Objective:
Filter the entries below, keeping only lines with the word "styles".

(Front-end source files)
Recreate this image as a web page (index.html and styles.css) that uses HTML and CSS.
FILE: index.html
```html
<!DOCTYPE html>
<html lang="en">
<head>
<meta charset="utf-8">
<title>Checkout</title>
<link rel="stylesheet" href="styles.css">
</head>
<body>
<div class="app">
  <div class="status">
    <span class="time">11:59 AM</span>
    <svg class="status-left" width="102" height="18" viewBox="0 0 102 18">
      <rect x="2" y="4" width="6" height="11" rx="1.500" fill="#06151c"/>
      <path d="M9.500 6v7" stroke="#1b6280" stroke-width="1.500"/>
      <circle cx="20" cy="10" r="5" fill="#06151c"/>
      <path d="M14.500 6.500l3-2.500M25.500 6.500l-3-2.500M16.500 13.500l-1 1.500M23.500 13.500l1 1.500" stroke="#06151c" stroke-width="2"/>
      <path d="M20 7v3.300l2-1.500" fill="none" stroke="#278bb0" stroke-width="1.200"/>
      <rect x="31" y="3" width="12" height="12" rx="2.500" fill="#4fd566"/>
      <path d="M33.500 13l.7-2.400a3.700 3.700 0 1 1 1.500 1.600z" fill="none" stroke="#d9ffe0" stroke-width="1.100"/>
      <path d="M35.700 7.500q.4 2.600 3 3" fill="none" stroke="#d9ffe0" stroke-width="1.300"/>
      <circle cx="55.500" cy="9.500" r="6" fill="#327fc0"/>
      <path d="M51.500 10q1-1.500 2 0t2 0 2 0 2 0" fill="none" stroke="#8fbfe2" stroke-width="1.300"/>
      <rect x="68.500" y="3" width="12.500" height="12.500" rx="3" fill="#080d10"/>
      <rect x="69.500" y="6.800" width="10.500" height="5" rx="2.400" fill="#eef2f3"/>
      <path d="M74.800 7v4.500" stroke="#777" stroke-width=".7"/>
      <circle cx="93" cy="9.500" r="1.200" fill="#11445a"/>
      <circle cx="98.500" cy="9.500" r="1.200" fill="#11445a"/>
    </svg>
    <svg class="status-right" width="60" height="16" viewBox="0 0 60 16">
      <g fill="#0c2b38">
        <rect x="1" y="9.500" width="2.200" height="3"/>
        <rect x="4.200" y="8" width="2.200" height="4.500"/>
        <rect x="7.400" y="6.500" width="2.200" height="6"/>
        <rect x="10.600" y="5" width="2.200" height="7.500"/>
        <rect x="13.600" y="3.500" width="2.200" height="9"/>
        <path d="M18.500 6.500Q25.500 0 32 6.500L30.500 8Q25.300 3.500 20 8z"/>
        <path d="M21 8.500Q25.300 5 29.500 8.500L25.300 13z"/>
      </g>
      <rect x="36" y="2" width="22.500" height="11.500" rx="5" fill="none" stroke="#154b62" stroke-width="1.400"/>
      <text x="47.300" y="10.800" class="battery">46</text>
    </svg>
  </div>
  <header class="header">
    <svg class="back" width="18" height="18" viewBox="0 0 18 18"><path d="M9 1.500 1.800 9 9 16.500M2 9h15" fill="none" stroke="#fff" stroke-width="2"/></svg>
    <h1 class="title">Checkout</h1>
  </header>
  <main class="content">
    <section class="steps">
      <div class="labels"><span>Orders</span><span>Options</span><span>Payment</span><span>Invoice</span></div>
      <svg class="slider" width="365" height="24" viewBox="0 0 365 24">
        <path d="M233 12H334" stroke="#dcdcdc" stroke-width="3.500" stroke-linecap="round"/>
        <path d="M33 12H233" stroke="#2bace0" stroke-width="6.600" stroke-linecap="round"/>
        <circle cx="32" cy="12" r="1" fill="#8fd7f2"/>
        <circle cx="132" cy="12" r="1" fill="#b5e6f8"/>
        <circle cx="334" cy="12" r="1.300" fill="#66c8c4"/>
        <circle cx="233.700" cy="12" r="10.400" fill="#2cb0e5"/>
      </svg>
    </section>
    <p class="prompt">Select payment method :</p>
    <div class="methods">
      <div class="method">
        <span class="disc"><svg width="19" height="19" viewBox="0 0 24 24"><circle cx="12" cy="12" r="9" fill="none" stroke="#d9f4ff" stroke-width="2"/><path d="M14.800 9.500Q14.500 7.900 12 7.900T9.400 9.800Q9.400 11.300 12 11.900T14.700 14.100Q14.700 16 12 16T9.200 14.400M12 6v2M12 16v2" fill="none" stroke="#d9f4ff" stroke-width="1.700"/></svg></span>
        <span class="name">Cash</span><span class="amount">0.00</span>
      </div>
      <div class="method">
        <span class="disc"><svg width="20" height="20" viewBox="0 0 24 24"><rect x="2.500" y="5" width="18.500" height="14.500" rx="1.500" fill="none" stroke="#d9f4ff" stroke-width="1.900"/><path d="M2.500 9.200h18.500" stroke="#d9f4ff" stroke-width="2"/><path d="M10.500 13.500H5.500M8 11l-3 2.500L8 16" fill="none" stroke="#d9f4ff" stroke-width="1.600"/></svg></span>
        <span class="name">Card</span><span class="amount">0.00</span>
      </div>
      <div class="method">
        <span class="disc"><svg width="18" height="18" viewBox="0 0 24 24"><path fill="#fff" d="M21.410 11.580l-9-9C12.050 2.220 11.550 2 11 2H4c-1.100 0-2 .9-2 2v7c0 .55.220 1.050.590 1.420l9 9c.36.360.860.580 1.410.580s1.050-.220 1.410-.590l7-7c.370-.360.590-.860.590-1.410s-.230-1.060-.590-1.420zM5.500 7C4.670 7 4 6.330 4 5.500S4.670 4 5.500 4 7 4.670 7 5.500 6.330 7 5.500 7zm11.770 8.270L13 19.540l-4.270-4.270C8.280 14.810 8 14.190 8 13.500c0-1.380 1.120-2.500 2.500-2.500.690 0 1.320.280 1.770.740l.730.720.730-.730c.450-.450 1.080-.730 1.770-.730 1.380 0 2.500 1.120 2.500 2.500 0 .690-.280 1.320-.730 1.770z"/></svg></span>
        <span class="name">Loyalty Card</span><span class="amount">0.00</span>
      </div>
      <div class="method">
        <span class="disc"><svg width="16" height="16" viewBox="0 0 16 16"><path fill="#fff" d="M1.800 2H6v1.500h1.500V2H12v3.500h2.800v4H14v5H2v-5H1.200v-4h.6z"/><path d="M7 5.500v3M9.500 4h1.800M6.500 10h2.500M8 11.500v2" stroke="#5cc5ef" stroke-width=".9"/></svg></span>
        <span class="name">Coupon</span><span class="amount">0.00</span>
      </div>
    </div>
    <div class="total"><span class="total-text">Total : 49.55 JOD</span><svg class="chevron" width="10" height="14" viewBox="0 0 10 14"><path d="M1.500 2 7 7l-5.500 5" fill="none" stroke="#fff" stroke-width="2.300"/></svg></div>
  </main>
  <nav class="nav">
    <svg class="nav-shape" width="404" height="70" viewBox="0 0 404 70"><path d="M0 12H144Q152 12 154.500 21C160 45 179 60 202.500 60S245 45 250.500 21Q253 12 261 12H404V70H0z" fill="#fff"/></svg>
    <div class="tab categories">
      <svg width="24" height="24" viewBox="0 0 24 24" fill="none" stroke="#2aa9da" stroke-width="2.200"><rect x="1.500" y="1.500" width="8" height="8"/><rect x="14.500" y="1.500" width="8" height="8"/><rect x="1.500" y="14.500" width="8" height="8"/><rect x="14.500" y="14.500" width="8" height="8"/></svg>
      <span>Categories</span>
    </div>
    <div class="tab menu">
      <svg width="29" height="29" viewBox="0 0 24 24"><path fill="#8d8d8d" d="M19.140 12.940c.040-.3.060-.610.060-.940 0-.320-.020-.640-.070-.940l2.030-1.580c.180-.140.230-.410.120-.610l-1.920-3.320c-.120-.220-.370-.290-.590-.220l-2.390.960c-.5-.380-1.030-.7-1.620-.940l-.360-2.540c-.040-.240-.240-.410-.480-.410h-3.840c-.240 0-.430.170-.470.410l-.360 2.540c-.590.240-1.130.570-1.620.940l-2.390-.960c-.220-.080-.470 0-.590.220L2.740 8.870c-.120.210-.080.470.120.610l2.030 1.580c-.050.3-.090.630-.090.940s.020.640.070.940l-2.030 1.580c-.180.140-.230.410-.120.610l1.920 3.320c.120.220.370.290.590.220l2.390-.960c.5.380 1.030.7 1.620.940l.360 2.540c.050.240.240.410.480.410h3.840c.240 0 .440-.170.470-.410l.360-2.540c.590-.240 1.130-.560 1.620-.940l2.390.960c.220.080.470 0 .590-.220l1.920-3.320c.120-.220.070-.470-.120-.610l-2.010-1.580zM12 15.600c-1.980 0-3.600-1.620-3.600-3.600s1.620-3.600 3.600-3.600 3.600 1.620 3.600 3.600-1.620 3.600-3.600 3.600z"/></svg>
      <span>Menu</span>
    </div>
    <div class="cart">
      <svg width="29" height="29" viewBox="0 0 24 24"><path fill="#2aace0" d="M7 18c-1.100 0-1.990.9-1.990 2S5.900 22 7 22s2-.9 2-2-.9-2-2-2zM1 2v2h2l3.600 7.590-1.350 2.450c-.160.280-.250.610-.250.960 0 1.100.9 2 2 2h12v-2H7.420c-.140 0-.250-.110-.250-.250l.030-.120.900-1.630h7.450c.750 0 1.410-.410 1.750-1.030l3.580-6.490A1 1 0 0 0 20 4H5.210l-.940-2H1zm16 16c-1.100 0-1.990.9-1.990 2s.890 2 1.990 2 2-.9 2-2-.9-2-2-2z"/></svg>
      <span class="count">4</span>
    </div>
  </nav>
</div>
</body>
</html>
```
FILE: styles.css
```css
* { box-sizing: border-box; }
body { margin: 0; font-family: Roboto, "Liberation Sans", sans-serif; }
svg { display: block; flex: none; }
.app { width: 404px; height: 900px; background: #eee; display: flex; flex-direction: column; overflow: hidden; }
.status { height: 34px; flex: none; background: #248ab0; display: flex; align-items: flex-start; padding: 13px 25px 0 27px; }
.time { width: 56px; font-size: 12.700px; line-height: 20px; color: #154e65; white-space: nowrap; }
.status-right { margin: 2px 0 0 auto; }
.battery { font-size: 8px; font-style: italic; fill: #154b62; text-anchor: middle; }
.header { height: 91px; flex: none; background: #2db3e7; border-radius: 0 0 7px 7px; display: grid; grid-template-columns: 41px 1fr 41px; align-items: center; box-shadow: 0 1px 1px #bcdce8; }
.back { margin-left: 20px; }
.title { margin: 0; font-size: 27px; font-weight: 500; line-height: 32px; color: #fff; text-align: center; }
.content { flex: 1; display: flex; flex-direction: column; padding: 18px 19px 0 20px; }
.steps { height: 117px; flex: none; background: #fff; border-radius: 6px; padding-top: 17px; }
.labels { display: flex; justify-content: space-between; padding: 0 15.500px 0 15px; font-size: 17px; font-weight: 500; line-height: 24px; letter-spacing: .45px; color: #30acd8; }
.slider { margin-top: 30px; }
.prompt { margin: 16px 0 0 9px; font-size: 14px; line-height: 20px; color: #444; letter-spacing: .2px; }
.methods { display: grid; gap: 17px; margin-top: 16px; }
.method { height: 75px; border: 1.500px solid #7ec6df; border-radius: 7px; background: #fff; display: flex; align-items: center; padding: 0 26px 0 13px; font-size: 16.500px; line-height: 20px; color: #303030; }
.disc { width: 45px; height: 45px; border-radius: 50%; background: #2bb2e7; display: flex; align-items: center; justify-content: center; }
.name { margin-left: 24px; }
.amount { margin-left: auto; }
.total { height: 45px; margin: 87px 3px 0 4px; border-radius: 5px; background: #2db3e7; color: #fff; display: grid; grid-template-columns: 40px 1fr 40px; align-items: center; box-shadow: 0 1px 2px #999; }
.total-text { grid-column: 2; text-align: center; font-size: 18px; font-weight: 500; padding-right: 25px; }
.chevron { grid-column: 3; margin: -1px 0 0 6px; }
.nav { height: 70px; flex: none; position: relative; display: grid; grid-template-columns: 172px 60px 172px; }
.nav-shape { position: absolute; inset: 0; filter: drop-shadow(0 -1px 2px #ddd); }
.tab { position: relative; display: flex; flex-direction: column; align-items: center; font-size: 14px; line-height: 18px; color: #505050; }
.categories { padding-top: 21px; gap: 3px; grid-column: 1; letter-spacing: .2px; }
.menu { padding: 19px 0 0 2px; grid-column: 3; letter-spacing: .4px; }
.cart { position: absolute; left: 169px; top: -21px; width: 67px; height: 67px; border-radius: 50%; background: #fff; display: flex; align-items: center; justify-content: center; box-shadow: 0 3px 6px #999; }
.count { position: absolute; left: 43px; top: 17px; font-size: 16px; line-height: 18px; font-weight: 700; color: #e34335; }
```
==
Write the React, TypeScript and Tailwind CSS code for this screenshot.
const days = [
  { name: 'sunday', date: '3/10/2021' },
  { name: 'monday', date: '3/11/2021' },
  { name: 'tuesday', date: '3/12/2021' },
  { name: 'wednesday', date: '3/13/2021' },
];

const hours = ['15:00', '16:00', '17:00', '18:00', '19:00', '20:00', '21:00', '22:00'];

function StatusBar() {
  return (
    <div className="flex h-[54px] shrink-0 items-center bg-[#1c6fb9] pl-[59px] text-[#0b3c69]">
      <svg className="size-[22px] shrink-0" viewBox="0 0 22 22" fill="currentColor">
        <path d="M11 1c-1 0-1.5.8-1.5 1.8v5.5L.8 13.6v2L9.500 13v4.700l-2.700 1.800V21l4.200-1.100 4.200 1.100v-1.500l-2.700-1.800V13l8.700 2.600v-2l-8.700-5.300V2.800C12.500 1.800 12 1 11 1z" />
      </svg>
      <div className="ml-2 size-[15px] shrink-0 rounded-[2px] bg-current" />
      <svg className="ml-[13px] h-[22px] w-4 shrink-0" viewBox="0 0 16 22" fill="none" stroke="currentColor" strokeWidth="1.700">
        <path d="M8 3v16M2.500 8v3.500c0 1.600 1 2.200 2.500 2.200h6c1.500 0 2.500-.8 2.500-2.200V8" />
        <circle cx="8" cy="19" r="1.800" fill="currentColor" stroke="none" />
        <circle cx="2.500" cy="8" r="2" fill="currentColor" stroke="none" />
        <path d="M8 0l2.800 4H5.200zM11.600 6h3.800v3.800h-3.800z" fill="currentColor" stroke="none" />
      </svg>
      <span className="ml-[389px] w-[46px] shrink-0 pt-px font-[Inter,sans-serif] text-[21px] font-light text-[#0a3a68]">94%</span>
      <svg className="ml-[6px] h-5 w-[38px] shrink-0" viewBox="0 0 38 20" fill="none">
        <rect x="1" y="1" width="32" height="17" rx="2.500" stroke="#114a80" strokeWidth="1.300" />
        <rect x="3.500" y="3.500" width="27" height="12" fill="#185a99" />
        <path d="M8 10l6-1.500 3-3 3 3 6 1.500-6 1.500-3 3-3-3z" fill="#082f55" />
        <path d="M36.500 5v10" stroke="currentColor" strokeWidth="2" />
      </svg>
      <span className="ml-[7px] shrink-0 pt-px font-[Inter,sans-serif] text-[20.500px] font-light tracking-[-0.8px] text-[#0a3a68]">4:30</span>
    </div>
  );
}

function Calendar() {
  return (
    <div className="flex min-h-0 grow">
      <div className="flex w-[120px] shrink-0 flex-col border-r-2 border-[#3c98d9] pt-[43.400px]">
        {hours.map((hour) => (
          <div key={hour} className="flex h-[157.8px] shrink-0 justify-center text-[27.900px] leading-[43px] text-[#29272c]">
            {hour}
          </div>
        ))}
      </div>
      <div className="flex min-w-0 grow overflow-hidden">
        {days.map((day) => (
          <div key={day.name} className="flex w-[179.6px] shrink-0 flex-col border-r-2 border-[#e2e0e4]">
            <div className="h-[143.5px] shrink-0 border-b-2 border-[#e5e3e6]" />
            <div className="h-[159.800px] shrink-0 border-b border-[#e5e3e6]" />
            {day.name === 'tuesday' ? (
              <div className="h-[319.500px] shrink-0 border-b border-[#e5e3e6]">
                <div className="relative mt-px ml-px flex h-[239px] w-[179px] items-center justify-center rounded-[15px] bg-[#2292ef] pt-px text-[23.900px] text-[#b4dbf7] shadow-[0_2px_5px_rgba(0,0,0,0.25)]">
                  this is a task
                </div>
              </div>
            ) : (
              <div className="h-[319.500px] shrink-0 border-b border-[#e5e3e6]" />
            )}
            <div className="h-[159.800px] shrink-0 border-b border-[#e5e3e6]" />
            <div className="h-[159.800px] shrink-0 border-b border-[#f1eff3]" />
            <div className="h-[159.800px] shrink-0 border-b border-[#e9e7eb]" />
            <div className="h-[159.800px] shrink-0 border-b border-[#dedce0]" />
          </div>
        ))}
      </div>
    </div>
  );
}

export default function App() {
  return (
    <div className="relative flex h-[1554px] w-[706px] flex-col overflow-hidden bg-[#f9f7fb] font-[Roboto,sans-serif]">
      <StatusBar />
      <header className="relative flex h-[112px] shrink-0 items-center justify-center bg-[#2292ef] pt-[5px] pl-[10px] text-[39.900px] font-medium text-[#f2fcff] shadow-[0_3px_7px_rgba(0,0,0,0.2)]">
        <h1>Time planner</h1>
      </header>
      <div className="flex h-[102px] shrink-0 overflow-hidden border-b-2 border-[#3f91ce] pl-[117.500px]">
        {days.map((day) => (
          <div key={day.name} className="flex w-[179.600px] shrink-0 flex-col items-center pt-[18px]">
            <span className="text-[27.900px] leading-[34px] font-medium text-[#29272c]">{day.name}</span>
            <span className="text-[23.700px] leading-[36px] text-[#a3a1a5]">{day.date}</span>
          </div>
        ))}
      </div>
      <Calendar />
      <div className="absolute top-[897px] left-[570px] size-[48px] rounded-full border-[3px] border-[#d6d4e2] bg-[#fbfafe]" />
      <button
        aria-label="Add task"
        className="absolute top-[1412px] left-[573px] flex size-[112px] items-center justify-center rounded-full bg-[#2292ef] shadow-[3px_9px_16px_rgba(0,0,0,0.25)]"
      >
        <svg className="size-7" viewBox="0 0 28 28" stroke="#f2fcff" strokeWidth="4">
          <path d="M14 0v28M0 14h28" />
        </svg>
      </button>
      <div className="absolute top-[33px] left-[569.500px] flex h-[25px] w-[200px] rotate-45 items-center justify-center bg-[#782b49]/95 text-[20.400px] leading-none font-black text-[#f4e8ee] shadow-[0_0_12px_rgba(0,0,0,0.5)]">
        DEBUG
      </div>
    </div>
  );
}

Task response:
Recreate this image as a web page (index.html and styles.css) that uses HTML and CSS.
<link rel="stylesheet" href="styles.css">
FILE: styles.css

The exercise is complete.